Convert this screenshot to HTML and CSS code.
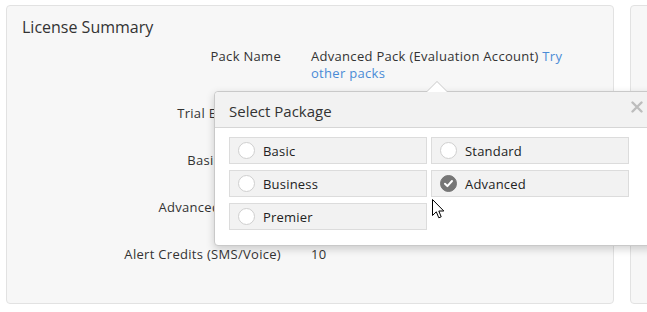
FILE: index.html
```html
<!DOCTYPE html>
<html lang="en">

<head>
    <meta charset="UTF-8">
    <meta name="viewport" content="width=device-width, initial-scale=1.0">
    <title>License Summary</title>
    <link rel="stylesheet" href="styles.css">
</head>

<body>

    <div class="pagina">
        <div class="tarjeta">
            <h2 class="titulo">License Summary</h2>

            <div class="filas">
                <div class="fila fila-pack">
                    <div class="etiqueta">Pack Name</div>
                    <div class="valor">Advanced Pack (Evaluation Account) <a href="#" class="enlace">Try other packs</a></div>
                </div>
                <div class="fila">
                    <div class="etiqueta">Trial Expiry Date</div>
                    <div class="valor"></div>
                </div>
                <div class="fila">
                    <div class="etiqueta">Basic Monitors</div>
                    <div class="valor"></div>
                </div>
                <div class="fila">
                    <div class="etiqueta">Advanced Monitors</div>
                    <div class="valor"></div>
                </div>
                <div class="fila">
                    <div class="etiqueta">Alert Credits (SMS/Voice)</div>
                    <div class="valor">10</div>
                </div>
            </div>
        </div>

        <div class="tarjeta tarjeta-lateral"></div>

        <div class="popup">
            <div class="popup-cabecera">
                <span>Select Package</span>
                <svg class="cerrar" width="12" height="12" viewBox="0 0 12 12">
                    <path d="M1.5 1.5 L10.5 10.5 M10.5 1.5 L1.5 10.5" stroke="#bdbdbd" stroke-width="2.4" stroke-linecap="round" />
                </svg>
            </div>
            <div class="opciones">
                <div class="opcion"><span class="radio"></span>Basic</div>
                <div class="opcion"><span class="radio"></span>Standard</div>
                <div class="opcion"><span class="radio"></span>Business</div>
                <div class="opcion"><span class="radio marcado">
                        <svg width="17" height="17" viewBox="0 0 17 17">
                            <path d="M5 8.8 L7.4 11.1 L12 6" fill="none" stroke="#fff" stroke-width="2" stroke-linecap="round" stroke-linejoin="round" />
                        </svg>
                    </span>Advanced</div>
                <div class="opcion"><span class="radio"></span>Premier</div>
            </div>
        </div>

        <svg class="cursor" width="13" height="21" viewBox="0 0 13 21">
            <path d="M0.5 0.5 L0.5 16.5 L4.3 12.8 L6.8 18.8 L9.2 17.8 L6.8 12 L11.8 12 Z" fill="#fff" stroke="#000" stroke-width="1" stroke-linejoin="miter" />
        </svg>
    </div>

</body>

</html>
```

FILE: styles.css
```css
body {
    margin: 0;
    font-family: "Open Sans", Arial, sans-serif;
    font-size: 13px;
    letter-spacing: 0.3px;
    color: #333;
    background-color: #fff;
    overflow: hidden;
}

.pagina {
    position: relative;
    display: flex;
    gap: 16px;
    padding: 5px 0 0 6px;
    width: 700px;
}

.tarjeta {
    width: 606px;
    height: 297px;
    background-color: #f7f7f7;
    border: 1px solid #e2e2e2;
    border-radius: 4px;
    flex-shrink: 0;
}

.tarjeta-lateral {
    width: 100px;
}

.titulo {
    margin: 0;
    padding: 11px 15px 0;
    font-size: 16px;
    font-weight: normal;
    letter-spacing: 0;
    line-height: 20px;
}

.filas {
    display: flex;
    flex-direction: column;
    gap: 30px;
    margin-top: 11px;
}

.fila {
    display: flex;
    gap: 30px;
    line-height: 17px;
}

.fila-pack {
    margin-bottom: -7px;
}

.etiqueta {
    width: 274px;
    text-align: right;
}

.valor {
    width: 266px;
}

.enlace {
    color: #4a8bd6;
    text-decoration: none;
}

.popup {
    position: absolute;
    left: 214px;
    top: 91px;
    width: 440px;
    background-color: #fff;
    border: 1px solid #c9c9c9;
    border-radius: 4px;
    box-shadow: 0 3px 8px rgba(0, 0, 0, 0.18);
    padding-bottom: 15px;
    letter-spacing: 0.2px;
}

.popup::before,
.popup::after {
    content: "";
    position: absolute;
    left: 211px;
    border-style: solid;
    border-color: transparent;
}

.popup::before {
    top: -11px;
    border-width: 0 11px 11px;
    border-bottom-color: #c9c9c9;
}

.popup::after {
    top: -10px;
    left: 212px;
    border-width: 0 10px 10px;
    border-bottom-color: #fff;
}

.popup-cabecera {
    display: flex;
    justify-content: space-between;
    align-items: center;
    height: 35px;
    padding: 0 12px 0 14px;
    background-color: #f2f2f2;
    border-bottom: 1px solid #d6d6d6;
    border-radius: 4px 4px 0 0;
    font-size: 15px;
    letter-spacing: 0;
    color: #333;
}

.popup-cabecera span {
    padding-top: 3px;
}

.cerrar {
    margin-top: -5px;
}

.opciones {
    display: grid;
    grid-template-columns: 198px 198px;
    column-gap: 4px;
    row-gap: 6px;
    padding: 9px 0 0 14px;
}

.opcion {
    display: flex;
    align-items: center;
    gap: 8px;
    height: 25px;
    padding-left: 8px;
    background-color: #f2f2f2;
    border: 1px solid #dcdcdc;
    color: #222;
}

.radio {
    display: block;
    width: 17px;
    height: 17px;
    box-sizing: border-box;
    border: 1px solid #cfcfcf;
    border-radius: 50%;
    background-color: #fff;
}

.radio.marcado {
    background-color: #767676;
    border-color: #767676;
}

.radio.marcado svg {
    display: block;
    margin: -1px;
}

.cursor {
    position: absolute;
    left: 432px;
    top: 199px;
}
```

## The problem:
Copy every line of the data word for word, omitting the images.

## The answer:
Convert this screenshot to HTML and CSS code.
FILE: index.html
```html
<!DOCTYPE html>
<html lang="en">

<head>
    <meta charset="UTF-8">
    <meta name="viewport" content="width=device-width, initial-scale=1.0">
    <title>License Summary</title>
    <link rel="stylesheet" href="styles.css">
</head>

<body>

    <div class="pagina">
        <div class="tarjeta">
            <h2 class="titulo">License Summary</h2>

            <div class="filas">
                <div class="fila fila-pack">
                    <div class="etiqueta">Pack Name</div>
                    <div class="valor">Advanced Pack (Evaluation Account) <a href="#" class="enlace">Try other packs</a></div>
                </div>
                <div class="fila">
                    <div class="etiqueta">Trial Expiry Date</div>
                    <div class="valor"></div>
                </div>
                <div class="fila">
                    <div class="etiqueta">Basic Monitors</div>
                    <div class="valor"></div>
                </div>
                <div class="fila">
                    <div class="etiqueta">Advanced Monitors</div>
                    <div class="valor"></div>
                </div>
                <div class="fila">
                    <div class="etiqueta">Alert Credits (SMS/Voice)</div>
                    <div class="valor">10</div>
                </div>
            </div>
        </div>

        <div class="tarjeta tarjeta-lateral"></div>

        <div class="popup">
            <div class="popup-cabecera">
                <span>Select Package</span>
                <svg class="cerrar" width="12" height="12" viewBox="0 0 12 12">
                    <path d="M1.5 1.5 L10.5 10.5 M10.5 1.5 L1.5 10.5" stroke="#bdbdbd" stroke-width="2.4" stroke-linecap="round" />
                </svg>
            </div>
            <div class="opciones">
                <div class="opcion"><span class="radio"></span>Basic</div>
                <div class="opcion"><span class="radio"></span>Standard</div>
                <div class="opcion"><span class="radio"></span>Business</div>
                <div class="opcion"><span class="radio marcado">
                        <svg width="17" height="17" viewBox="0 0 17 17">
                            <path d="M5 8.8 L7.4 11.1 L12 6" fill="none" stroke="#fff" stroke-width="2" stroke-linecap="round" stroke-linejoin="round" />
                        </svg>
                    </span>Advanced</div>
                <div class="opcion"><span class="radio"></span>Premier</div>
            </div>
        </div>

        <svg class="cursor" width="13" height="21" viewBox="0 0 13 21">
            <path d="M0.5 0.5 L0.5 16.5 L4.3 12.8 L6.8 18.8 L9.2 17.8 L6.8 12 L11.8 12 Z" fill="#fff" stroke="#000" stroke-width="1" stroke-linejoin="miter" />
        </svg>
    </div>

</body>

</html>
```

FILE: styles.css
```css
body {
    margin: 0;
    font-family: "Open Sans", Arial, sans-serif;
    font-size: 13px;
    letter-spacing: 0.3px;
    color: #333;
    background-color: #fff;
    overflow: hidden;
}

.pagina {
    position: relative;
    display: flex;
    gap: 16px;
    padding: 5px 0 0 6px;
    width: 700px;
}

.tarjeta {
    width: 606px;
    height: 297px;
    background-color: #f7f7f7;
    border: 1px solid #e2e2e2;
    border-radius: 4px;
    flex-shrink: 0;
}

.tarjeta-lateral {
    width: 100px;
}

.titulo {
    margin: 0;
    padding: 11px 15px 0;
    font-size: 16px;
    font-weight: normal;
    letter-spacing: 0;
    line-height: 20px;
}

.filas {
    display: flex;
    flex-direction: column;
    gap: 30px;
    margin-top: 11px;
}

.fila {
    display: flex;
    gap: 30px;
    line-height: 17px;
}

.fila-pack {
    margin-bottom: -7px;
}

.etiqueta {
    width: 274px;
    text-align: right;
}

.valor {
    width: 266px;
}

.enlace {
    color: #4a8bd6;
    text-decoration: none;
}

.popup {
    position: absolute;
    left: 214px;
    top: 91px;
    width: 440px;
    background-color: #fff;
    border: 1px solid #c9c9c9;
    border-radius: 4px;
    box-shadow: 0 3px 8px rgba(0, 0, 0, 0.18);
    padding-bottom: 15px;
    letter-spacing: 0.2px;
}

.popup::before,
.popup::after {
    content: "";
    position: absolute;
    left: 211px;
    border-style: solid;
    border-color: transparent;
}

.popup::before {
    top: -11px;
    border-width: 0 11px 11px;
    border-bottom-color: #c9c9c9;
}

.popup::after {
    top: -10px;
    left: 212px;
    border-width: 0 10px 10px;
    border-bottom-color: #fff;
}

.popup-cabecera {
    display: flex;
    justify-content: space-between;
    align-items: center;
    height: 35px;
    padding: 0 12px 0 14px;
    background-color: #f2f2f2;
    border-bottom: 1px solid #d6d6d6;
    border-radius: 4px 4px 0 0;
    font-size: 15px;
    letter-spacing: 0;
    color: #333;
}

.popup-cabecera span {
    padding-top: 3px;
}

.cerrar {
    margin-top: -5px;
}

.opciones {
    display: grid;
    grid-template-columns: 198px 198px;
    column-gap: 4px;
    row-gap: 6px;
    padding: 9px 0 0 14px;
}

.opcion {
    display: flex;
    align-items: center;
    gap: 8px;
    height: 25px;
    padding-left: 8px;
    background-color: #f2f2f2;
    border: 1px solid #dcdcdc;
    color: #222;
}

.radio {
    display: block;
    width: 17px;
    height: 17px;
    box-sizing: border-box;
    border: 1px solid #cfcfcf;
    border-radius: 50%;
    background-color: #fff;
}

.radio.marcado {
    background-color: #767676;
    border-color: #767676;
}

.radio.marcado svg {
    display: block;
    margin: -1px;
}

.cursor {
    position: absolute;
    left: 432px;
    top: 199px;
}
```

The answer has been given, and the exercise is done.